The Calibration Problem (Daston) — Orange Pill Wiki
CONCEPT

The Calibration Problem (Daston)

The structural difficulty of developing accurate user models of a knowledge technology's reliability — and the specific way AI impairs both conditions (error detection and error identification) on which calibration historically depends.

Calibration is the process by which users of a knowledge-producing technology learn to assess its outputs with accuracy proportionate to the outputs' actual reliability — extending trust where warranted and withholding it where not. It develops through a specific mechanism: the user produces or receives an output, compares it against some independent source of information, discovers a discrepancy, and updates her model of the technology's reliability. Over time, through repeated encounters with discrepancies of different types, the user develops a calibrated intuition — a sense, not always fully articulable but operationally reliable, of when the technology can be trusted and when it cannot. The mechanism depends on two conditions: errors must be detectable (independent information exists against which outputs can be compared) and identifiable (errors can be distinguished from accurate outputs, carrying markers that signal unreliability).

In the AI Story

Hedcut illustration for The Calibration Problem (Daston)
The Calibration Problem (Daston)

The calibration mechanism has been studied in detail across the history of scientific instrumentation. The microscopist encountering chromatic aberration had, in principle, access to independent information: she could compare the microscopic image with what she knew about the specimen from other methods. But the whole point of the microscope was to reveal features invisible to other methods. The independent information was, by definition, unavailable for the very features the microscope was most valued for revealing. The technology was most trusted precisely in the domain where calibration was most difficult — where outputs could not be compared against independent evidence because no independent evidence existed.

Daston identified this as a recurrent feature of the epistemological crises that accompany new instruments of observation. The telescope revealed features of celestial objects that could not be confirmed by naked-eye observation. The seismograph recorded patterns in the earth's vibrations that could not be felt by human senses. In each case, the instrument was valued for extending perception beyond its previous limits, and in each case, the extension created a domain of evidence for which no independent check existed. The instrument's most novel outputs were its least calibratable.

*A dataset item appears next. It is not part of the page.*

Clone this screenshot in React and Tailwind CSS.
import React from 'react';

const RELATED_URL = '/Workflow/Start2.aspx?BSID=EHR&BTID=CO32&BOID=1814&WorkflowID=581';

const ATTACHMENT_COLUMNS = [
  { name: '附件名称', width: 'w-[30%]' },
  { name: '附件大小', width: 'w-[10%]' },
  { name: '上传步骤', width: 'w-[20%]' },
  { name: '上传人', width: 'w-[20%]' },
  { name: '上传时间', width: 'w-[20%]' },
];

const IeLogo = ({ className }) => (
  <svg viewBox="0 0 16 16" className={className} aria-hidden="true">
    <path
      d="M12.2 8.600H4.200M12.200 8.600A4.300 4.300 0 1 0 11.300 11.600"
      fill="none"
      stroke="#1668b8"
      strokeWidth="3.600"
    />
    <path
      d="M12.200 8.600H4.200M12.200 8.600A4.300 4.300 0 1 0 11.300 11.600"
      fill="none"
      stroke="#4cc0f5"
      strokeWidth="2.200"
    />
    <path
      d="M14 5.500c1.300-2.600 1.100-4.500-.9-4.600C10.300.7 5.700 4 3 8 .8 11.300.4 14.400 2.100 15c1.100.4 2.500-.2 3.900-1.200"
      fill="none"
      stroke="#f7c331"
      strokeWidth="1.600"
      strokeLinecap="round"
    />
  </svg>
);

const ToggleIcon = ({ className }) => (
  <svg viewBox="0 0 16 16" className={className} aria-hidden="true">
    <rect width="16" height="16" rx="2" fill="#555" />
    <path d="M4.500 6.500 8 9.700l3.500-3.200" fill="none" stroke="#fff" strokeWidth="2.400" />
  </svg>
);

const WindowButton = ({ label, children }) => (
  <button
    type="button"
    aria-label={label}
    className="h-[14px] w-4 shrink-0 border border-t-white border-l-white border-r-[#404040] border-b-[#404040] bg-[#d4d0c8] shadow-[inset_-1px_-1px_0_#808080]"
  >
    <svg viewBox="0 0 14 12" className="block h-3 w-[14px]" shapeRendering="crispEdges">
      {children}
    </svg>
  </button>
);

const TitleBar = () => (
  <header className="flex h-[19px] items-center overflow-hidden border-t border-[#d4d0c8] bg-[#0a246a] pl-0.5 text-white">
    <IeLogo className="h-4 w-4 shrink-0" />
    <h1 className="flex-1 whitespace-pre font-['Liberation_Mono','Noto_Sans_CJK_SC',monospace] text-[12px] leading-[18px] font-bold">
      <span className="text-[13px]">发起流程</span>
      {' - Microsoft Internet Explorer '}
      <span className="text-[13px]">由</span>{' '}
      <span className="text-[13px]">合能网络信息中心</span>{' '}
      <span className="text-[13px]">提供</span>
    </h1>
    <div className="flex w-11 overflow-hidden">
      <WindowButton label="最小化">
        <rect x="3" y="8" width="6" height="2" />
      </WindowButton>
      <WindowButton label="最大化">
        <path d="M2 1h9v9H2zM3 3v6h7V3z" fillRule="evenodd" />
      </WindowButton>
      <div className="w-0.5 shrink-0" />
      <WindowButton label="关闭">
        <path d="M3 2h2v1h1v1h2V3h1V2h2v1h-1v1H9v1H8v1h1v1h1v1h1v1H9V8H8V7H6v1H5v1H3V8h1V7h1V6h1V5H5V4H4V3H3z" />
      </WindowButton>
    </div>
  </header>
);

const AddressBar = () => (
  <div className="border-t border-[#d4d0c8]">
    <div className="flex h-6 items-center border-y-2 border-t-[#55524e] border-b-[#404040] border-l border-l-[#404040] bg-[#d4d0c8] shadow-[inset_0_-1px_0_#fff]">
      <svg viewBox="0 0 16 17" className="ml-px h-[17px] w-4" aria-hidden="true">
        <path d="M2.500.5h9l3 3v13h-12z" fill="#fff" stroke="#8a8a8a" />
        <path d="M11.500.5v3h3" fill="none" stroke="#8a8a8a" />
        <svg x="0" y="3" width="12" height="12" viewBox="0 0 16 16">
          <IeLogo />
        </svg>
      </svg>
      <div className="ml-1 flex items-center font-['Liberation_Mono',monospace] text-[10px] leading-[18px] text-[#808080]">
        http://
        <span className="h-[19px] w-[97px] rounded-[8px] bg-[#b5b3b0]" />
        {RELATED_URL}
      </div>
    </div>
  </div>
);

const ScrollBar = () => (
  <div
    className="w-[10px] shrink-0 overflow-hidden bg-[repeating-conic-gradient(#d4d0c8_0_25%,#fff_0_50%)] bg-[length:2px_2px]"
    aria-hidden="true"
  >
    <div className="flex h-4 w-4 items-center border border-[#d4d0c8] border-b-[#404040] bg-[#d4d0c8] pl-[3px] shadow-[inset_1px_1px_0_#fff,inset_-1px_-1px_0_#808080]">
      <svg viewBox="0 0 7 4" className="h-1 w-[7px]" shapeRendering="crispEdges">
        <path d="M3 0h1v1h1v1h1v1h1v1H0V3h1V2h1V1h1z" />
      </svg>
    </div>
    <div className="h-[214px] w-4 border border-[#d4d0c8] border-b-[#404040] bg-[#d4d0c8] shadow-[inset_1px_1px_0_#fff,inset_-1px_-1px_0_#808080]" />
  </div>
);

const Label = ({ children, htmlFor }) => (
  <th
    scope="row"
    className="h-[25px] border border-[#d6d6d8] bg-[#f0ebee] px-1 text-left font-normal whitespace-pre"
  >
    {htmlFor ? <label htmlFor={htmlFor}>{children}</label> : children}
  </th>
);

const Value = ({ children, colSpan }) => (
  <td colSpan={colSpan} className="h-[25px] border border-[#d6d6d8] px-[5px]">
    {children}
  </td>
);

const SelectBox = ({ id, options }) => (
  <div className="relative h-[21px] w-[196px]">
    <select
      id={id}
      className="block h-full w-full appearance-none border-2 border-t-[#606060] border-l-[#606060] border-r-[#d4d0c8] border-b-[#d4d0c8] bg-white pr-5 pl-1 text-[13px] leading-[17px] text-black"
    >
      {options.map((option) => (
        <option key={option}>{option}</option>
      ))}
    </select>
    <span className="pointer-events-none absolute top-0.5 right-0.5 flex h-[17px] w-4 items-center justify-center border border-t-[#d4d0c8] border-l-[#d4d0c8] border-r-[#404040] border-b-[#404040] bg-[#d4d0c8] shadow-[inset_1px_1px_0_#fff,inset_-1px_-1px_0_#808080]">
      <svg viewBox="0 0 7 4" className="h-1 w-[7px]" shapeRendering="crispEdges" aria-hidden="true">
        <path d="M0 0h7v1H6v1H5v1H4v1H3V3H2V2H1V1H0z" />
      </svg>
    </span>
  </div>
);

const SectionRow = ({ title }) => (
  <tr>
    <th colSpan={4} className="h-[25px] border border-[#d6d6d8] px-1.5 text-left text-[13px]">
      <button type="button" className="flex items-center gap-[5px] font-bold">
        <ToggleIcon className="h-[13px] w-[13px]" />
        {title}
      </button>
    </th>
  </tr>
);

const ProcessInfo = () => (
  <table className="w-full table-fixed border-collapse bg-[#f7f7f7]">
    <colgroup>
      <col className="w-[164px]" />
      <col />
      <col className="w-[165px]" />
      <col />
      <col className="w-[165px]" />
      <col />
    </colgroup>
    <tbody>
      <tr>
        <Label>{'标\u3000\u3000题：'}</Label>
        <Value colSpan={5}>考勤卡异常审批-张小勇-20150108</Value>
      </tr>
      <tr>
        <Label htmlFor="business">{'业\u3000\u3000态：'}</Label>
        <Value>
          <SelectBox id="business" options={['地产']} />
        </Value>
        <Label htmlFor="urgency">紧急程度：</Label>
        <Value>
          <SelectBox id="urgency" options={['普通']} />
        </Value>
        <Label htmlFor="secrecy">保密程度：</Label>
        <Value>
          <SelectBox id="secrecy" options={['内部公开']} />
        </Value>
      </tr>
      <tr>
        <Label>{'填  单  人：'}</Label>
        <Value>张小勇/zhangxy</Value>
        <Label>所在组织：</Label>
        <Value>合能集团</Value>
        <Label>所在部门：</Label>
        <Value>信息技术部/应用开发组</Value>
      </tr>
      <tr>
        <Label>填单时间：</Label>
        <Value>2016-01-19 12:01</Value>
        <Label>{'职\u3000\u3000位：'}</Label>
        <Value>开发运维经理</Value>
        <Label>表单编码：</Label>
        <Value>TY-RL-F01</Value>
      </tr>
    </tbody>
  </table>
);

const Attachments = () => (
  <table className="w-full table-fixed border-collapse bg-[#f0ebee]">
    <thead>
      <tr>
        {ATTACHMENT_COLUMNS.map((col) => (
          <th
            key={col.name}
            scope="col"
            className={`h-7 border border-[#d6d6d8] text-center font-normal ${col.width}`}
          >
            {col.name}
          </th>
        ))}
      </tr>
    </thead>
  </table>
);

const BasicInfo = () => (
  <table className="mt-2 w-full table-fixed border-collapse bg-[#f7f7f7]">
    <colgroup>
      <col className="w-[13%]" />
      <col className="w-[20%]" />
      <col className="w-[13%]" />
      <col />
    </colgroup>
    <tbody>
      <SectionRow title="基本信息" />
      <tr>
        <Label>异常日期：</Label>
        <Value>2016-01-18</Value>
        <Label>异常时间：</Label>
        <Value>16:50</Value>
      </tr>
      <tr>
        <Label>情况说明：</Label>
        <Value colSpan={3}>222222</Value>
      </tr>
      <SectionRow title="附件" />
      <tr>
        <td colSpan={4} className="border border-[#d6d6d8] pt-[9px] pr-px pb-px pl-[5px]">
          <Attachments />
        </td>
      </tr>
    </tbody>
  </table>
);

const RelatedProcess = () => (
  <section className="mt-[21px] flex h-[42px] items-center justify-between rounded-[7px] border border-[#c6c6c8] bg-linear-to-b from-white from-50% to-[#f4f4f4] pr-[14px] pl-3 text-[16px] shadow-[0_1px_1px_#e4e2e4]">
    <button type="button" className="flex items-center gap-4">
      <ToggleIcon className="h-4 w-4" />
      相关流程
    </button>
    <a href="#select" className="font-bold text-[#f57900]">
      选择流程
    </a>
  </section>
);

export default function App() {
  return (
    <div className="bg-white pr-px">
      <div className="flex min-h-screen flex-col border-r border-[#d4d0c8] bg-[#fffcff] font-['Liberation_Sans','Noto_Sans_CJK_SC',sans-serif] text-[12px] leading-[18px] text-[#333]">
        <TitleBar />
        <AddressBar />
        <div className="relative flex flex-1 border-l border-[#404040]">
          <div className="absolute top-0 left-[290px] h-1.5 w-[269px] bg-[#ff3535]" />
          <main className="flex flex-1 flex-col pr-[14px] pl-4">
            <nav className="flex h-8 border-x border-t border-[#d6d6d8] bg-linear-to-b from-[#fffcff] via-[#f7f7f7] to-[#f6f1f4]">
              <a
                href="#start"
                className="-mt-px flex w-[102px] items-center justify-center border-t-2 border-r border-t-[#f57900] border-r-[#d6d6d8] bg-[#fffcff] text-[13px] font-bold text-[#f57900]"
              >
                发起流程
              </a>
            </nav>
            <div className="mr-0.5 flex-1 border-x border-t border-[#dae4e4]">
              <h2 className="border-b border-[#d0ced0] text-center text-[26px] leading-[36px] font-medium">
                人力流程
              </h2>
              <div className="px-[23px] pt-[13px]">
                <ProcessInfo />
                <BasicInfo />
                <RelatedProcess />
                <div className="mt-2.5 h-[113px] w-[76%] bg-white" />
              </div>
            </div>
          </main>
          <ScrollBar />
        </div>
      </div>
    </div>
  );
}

AI exhibits this structure with particular intensity, and with a specific twist. The technology is most frequently consulted in domains where the user lacks independent knowledge — where the consultation is motivated precisely by the gap between what the user knows and what the technology can provide. A researcher who consults AI for a summary of a literature she has not read has no independent basis for evaluating the summary's accuracy. A student who asks AI to explain a concept she does not understand has no independent basis for assessing whether the explanation is correct. In each of these cases — and they constitute the majority of AI use cases — the first condition for calibration is structurally unsatisfied.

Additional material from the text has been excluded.